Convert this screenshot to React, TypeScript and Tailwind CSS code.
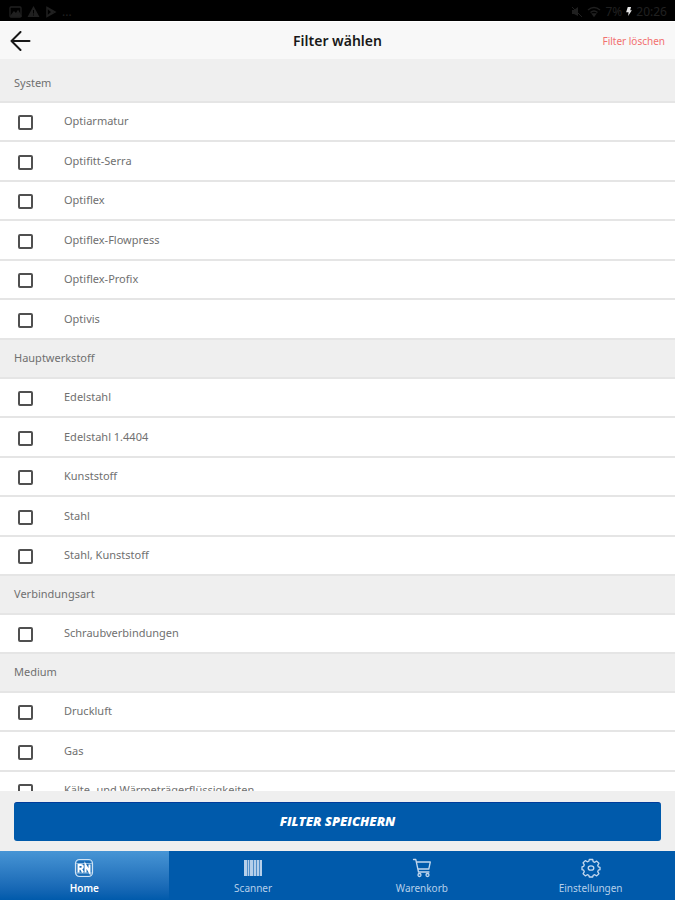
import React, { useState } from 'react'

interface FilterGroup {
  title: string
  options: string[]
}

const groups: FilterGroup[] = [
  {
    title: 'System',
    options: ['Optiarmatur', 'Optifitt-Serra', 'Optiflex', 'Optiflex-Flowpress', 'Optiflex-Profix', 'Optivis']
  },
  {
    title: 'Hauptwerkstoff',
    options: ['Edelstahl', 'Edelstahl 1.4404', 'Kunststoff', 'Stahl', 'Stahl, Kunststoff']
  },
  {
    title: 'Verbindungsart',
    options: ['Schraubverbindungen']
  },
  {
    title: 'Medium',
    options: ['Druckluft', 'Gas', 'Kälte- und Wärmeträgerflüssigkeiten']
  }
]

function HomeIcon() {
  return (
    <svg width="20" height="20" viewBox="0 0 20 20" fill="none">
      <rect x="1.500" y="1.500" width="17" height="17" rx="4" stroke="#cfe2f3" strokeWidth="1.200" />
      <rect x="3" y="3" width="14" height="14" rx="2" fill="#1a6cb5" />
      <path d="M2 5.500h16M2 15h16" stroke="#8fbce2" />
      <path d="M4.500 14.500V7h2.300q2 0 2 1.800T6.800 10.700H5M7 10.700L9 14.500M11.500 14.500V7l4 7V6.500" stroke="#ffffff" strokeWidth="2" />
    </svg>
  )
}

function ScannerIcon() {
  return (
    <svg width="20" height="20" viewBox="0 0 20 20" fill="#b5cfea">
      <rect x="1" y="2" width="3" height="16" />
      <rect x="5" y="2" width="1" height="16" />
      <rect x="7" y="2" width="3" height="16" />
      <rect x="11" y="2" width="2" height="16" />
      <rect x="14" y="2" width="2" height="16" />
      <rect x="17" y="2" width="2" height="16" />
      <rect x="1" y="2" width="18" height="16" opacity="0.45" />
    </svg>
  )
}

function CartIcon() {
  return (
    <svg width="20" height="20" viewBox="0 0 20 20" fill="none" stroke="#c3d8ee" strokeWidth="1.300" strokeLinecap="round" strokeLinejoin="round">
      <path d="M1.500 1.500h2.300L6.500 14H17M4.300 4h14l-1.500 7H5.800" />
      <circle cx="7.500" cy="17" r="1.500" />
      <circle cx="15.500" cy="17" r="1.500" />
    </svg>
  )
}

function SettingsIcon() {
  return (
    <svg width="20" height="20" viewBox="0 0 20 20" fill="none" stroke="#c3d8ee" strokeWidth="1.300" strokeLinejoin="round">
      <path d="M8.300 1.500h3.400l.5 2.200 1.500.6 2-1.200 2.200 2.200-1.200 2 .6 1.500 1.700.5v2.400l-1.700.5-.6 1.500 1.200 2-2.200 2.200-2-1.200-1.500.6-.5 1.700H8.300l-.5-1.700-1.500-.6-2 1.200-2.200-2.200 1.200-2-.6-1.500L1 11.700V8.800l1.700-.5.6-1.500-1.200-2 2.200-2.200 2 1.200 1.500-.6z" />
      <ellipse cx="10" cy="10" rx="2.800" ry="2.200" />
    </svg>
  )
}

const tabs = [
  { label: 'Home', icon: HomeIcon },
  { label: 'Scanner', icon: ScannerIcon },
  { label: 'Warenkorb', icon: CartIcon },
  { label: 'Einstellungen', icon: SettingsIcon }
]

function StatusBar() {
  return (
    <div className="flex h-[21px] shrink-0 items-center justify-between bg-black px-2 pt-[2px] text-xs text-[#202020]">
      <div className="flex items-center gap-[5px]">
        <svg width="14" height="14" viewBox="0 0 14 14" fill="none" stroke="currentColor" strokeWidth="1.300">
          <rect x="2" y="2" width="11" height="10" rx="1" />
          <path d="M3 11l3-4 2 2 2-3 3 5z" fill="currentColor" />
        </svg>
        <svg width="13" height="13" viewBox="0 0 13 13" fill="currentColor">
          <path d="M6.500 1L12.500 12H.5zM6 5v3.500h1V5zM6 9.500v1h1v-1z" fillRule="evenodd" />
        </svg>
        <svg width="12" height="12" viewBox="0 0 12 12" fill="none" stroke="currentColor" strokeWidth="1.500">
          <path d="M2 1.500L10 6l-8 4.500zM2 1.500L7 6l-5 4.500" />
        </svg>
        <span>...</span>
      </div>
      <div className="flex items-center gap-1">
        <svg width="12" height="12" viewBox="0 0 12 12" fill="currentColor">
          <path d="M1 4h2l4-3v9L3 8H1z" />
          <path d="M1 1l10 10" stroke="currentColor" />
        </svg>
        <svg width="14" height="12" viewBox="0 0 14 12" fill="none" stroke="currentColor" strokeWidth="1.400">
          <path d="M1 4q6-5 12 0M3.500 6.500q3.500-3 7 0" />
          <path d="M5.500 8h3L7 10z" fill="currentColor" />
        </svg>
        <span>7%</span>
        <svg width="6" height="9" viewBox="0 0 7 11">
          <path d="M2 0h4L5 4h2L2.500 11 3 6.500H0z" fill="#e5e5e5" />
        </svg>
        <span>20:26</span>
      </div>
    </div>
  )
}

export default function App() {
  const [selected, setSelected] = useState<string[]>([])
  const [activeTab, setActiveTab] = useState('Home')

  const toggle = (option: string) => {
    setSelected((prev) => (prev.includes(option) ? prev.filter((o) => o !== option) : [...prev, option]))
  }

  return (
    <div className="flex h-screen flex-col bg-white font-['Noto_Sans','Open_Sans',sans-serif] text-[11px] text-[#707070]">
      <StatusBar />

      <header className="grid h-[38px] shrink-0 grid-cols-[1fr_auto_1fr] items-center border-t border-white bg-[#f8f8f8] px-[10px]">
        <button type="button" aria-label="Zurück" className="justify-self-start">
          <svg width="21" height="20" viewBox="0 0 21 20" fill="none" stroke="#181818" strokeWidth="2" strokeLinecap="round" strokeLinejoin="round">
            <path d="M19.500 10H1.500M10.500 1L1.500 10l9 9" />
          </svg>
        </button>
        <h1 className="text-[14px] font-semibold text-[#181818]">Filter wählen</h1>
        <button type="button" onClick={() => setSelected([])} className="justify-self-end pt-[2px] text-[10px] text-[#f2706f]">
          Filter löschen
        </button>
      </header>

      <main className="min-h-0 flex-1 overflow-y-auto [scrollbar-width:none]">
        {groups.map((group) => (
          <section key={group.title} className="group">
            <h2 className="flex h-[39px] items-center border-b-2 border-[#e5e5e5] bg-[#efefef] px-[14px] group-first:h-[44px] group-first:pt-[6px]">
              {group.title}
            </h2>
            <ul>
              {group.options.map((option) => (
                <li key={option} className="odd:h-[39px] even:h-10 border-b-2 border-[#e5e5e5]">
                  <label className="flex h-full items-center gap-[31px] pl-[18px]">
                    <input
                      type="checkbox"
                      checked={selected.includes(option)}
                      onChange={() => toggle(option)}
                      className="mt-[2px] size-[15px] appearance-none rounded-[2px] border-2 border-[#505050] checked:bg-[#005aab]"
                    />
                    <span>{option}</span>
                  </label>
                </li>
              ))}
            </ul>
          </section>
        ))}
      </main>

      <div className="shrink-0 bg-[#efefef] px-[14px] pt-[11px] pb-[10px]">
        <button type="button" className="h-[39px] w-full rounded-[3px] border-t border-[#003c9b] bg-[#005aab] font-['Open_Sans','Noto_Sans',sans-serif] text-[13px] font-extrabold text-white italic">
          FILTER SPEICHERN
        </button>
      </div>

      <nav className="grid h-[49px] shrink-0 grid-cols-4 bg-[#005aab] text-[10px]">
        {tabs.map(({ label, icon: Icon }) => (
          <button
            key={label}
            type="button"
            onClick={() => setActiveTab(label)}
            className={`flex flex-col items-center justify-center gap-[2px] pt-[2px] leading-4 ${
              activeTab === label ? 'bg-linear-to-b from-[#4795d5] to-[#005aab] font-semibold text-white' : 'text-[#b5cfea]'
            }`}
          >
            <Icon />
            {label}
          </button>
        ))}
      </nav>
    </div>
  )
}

* **Work to do**:
Where a line above contains the string "React", copy that line.

* **Reply**:
Convert this screenshot to React, TypeScript and Tailwind CSS code.
import React, { useState } from 'react'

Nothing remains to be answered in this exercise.